Researchers in the United States have reported that a baby born with HIV has been cured after very early treatment with standard drug therapy. It is the first account of an infant achieving a so-called functional cure.

A baby girl, born in Mississippi with the AIDS virus HIV, has been "functionally cured" after very early treatment, researchers announced on Sunday at the Conference on Retroviruses and Opportunistic Infections in Atlanta.

"This is a proof of concept that HIV can be potentially curable in infants," said Dr. Deborah Persaud, a virologist at Johns Hopkins University in Baltimore, who presented the findings the conference.

A functional cure is a rare event in which a person goes into remission without the need for drugs, because blood tests show no signs that the virus is making copies of itself.

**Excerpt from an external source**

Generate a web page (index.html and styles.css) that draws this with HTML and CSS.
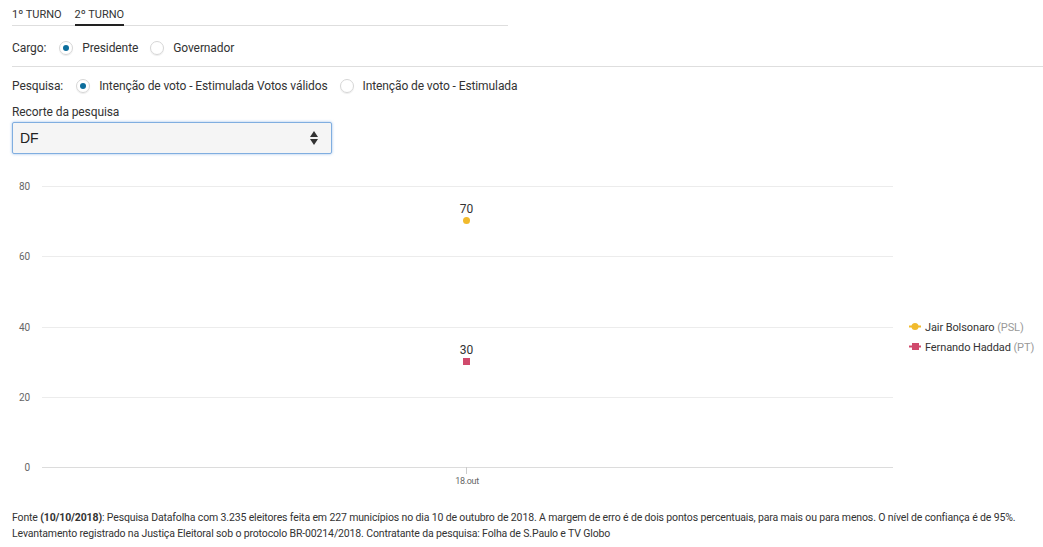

Scientists believe this early use of antiviral treatment likely resulted in the infant's cure, by preventing the virus from forming cells known as viral reservoirs.

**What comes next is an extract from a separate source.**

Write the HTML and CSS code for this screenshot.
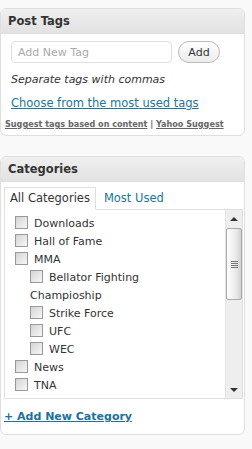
FILE: index.html
```html
<!DOCTYPE html>
<html lang="en">
<head>
  <meta charset="UTF-8">
  <title>Post Tags and Categories</title>
  <link rel="stylesheet" href="styles.css">
</head>
<body>
  <div class="box">
    <h3>Post Tags</h3>
    <div class="inside tags">
      <div class="add-row">
        <input type="text" class="new-tag" placeholder="Add New Tag">
        <button class="btn">Add</button>
      </div>
      <p class="howto">Separate tags with commas</p>
      <p><a href="#" class="link">Choose from the most used tags</a></p>
      <p class="suggest"><a href="#">Suggest tags based on content</a> | <a href="#">Yahoo Suggest</a></p>
    </div>
  </div>

  <div class="box">
    <h3>Categories</h3>
    <div class="inside cats">
      <div class="tabs">
        <span class="tab active">All Categories</span>
        <a href="#" class="tab">Most Used</a>
      </div>
      <div class="list-box">
        <ul class="checklist">
          <li><span class="cb"></span>Downloads</li>
          <li><span class="cb"></span>Hall of Fame</li>
          <li><span class="cb"></span>MMA
            <ul class="children">
              <li><span class="cb"></span>Bellator Fighting Champioship</li>
              <li><span class="cb"></span>Strike Force</li>
              <li><span class="cb"></span>UFC</li>
              <li><span class="cb"></span>WEC</li>
            </ul>
          </li>
          <li><span class="cb"></span>News</li>
          <li><span class="cb"></span>TNA</li>
        </ul>
        <div class="scrollbar">
          <div class="arrow up"></div>
          <div class="track">
            <div class="thumb"><span class="grip"></span></div>
          </div>
          <div class="arrow down"></div>
        </div>
      </div>
      <p class="add-cat"><a href="#">+ Add New Category</a></p>
    </div>
  </div>
</body>
</html>
```

FILE: styles.css
```css
body {
  margin: 0;
  background: #f9f9f9;
  font-family: "DejaVu Sans", Verdana, sans-serif;
  font-size: 11px;
  color: #333;
}
p {
  margin: 0;
}
a {
  color: #21759b;
}
.box {
  width: 243px;
  margin: 8px 0 20px 0;
  background: #fff;
  border: 1px solid #dfdfdf;
  border-radius: 6px;
  overflow: hidden;
}
.box h3 {
  margin: 0;
  height: 24px;
  line-height: 24px;
  padding-left: 7px;
  font-size: 11.5px;
  font-weight: bold;
  color: #333;
  background: linear-gradient(#efefef, #e2e2e2);
  border-bottom: 1px solid #dfdfdf;
}
.tags {
  padding: 7px 10px 5px 10px;
}
.add-row {
  display: flex;
  gap: 6px;
  align-items: center;
}
.new-tag {
  width: 161px;
  height: 22px;
  box-sizing: border-box;
  border: 1px solid #dfdfdf;
  border-radius: 4px;
  padding: 0 6px;
  font-family: inherit;
  font-size: 11px;
  color: #333;
}
.new-tag::placeholder {
  color: #aaa;
}
.btn {
  width: 42px;
  height: 22px;
  border: 1px solid #bbb;
  border-radius: 11px;
  background: linear-gradient(#fff, #ececec);
  font-family: inherit;
  font-size: 11px;
  color: #333;
  padding: 0;
}
.howto {
  margin-top: 10px;
  font-style: italic;
  color: #333;
  line-height: 14px;
}
.link {
  display: inline-block;
  margin-top: 9px;
  font-size: 11.5px;
  line-height: 14px;
}
.suggest {
  margin: 8px 0 0 -6px;
  font-size: 8.1px;
  font-weight: bold;
  line-height: 12px;
  white-space: nowrap;
  color: #666;
}
.suggest a {
  color: #666;
}
.cats {
  padding: 5px 1px 10px 3px;
}
.tabs {
  display: flex;
  align-items: center;
  gap: 8px;
  font-size: 11.5px;
}
.tab {
  line-height: 20px;
  text-decoration: none;
}
.tab.active {
  color: #333;
  padding: 0 5px;
  border: 1px solid #dfdfdf;
  border-bottom: 1px solid #fff;
  margin-bottom: -1px;
  position: relative;
  line-height: 21px;
}
.list-box {
  display: flex;
  height: 188px;
  border: 1px solid #dfdfdf;
  overflow: hidden;
}
.checklist {
  flex: 1;
  list-style: none;
  margin: 0;
  padding: 5px 24px 0 10px;
  line-height: 18px;
}
.children {
  list-style: none;
  margin: 0;
  padding-left: 15px;
}
.cb {
  display: inline-block;
  width: 11px;
  height: 11px;
  margin: 0 6px -2px 0;
  border: 1px solid #999;
  background: linear-gradient(135deg, #d4d4d4, #f7f7f7);
}
.scrollbar {
  width: 16px;
  display: flex;
  flex-direction: column;
  background: #eeeeee;
  border-left: 1px solid #e4e4e4;
}
.arrow {
  height: 17px;
  display: flex;
  align-items: center;
  justify-content: center;
}
.arrow::before {
  content: "";
  border-left: 4px solid transparent;
  border-right: 4px solid transparent;
}
.arrow.up::before {
  border-bottom: 4px solid #333;
}
.arrow.down::before {
  border-top: 4px solid #333;
}
.track {
  flex: 1;
}
.thumb {
  margin: 1px 0 0 0;
  height: 72px;
  box-sizing: border-box;
  border: 1px solid #aaa;
  border-radius: 2px;
  background: linear-gradient(90deg, #fff, #e6e6e6 70%, #d0d0d0);
  display: flex;
  align-items: center;
  justify-content: center;
}
.grip {
  width: 7px;
  height: 7px;
  background: repeating-linear-gradient(#777 0 1px, transparent 1px 2px);
}
.add-cat {
  margin-top: 11px;
  font-weight: bold;
  line-height: 14px;
}
.add-cat a {
  color: #22709a;
}
```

The only other person considered cured of the virus - the so-called "Berlin patient", Timothy Ray Brown - underwent a very different treatment that included a bone marrow transplant from a special donor.

The Mississippi baby's case involved the use of a mixture of widely available drugs standardly used to treat HIV infection in newborns.

Hope on the horizon

The mother of the child wasn't diagnosed as HIV positive until she was in labor at the hospital, which meant the baby had not received prenatal care for the infection.

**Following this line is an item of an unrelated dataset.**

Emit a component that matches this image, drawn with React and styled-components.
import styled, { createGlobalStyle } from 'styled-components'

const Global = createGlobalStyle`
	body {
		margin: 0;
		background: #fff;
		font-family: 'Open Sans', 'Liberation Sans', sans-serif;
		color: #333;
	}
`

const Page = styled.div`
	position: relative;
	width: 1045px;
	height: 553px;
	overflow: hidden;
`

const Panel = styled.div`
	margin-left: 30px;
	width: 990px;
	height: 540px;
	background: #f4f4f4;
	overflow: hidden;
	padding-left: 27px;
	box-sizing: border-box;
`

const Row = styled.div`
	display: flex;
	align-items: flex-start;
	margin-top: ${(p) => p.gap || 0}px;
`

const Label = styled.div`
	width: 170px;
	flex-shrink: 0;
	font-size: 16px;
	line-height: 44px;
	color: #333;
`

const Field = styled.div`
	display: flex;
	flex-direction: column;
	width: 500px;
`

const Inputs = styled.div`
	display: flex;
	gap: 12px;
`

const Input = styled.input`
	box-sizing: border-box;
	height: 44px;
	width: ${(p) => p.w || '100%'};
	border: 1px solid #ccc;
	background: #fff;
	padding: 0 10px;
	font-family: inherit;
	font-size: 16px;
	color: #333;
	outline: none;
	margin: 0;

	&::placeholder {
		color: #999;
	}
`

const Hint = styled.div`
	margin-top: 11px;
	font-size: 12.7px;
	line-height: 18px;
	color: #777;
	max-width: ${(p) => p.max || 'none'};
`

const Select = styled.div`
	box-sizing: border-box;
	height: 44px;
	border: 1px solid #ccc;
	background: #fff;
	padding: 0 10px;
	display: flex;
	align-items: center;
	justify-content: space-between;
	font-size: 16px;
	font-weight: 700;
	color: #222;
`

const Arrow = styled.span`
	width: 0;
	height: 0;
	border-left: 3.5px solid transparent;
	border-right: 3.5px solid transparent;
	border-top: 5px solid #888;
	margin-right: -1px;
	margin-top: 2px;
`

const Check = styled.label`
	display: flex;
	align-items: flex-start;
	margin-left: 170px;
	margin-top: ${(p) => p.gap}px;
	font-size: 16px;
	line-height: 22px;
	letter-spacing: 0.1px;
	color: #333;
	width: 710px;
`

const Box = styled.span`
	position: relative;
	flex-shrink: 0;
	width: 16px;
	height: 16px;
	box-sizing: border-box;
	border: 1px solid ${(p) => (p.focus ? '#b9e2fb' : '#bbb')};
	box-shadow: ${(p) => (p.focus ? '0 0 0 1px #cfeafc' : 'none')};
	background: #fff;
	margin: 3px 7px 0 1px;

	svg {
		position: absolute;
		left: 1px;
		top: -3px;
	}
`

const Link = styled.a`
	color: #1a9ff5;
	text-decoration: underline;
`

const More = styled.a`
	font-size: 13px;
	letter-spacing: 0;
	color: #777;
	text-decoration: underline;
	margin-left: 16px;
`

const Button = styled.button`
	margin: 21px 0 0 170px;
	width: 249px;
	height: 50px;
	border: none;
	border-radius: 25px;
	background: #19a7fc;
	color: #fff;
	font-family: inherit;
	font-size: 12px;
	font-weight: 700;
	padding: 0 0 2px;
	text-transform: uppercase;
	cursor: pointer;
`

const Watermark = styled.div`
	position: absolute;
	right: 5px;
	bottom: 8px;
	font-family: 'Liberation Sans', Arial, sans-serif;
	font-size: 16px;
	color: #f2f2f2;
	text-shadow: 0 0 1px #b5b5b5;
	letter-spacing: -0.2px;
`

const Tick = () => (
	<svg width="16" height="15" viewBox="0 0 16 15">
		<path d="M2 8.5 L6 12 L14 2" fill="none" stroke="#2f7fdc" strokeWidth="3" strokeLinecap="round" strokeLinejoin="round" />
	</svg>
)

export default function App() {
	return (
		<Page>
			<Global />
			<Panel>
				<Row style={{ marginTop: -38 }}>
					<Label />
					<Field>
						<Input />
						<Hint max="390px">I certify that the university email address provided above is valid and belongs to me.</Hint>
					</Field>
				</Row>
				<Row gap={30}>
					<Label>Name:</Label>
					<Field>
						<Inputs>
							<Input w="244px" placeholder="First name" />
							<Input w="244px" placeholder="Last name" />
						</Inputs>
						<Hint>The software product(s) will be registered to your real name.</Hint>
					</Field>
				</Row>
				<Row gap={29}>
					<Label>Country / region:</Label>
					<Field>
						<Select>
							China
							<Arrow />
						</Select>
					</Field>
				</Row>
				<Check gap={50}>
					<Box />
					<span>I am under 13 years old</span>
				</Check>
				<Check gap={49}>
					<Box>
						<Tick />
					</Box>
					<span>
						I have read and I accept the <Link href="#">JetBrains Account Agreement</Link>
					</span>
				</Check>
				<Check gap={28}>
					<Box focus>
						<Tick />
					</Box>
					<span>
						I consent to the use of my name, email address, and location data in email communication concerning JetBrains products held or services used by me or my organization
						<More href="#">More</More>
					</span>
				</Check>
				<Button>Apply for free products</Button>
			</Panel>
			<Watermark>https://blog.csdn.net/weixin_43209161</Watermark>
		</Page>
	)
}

Doctors transferred the baby to the University of Mississippi Medical Center in Jackson, where within 30 hours of birth, she was given a mixture a three drugs, a faster and stronger treatment than is usual.

The child responded well through age 18 months, when the mother temporarily stopped treatment for the child, researchers said. When they returned ten months later, tests revealed no virus in the child's blood.

After more sophisticated testing, results uncovered just traces of the virus' genetic material still present, labeling the child as functionally cured.

The child, who is now two and a half years old, has been off medication for about a year.

While more testing needs to be done to see if the treatment has the same effect on other children, the results could change the way high-risk babies are treated, or lead to a possible cure for children with HIV.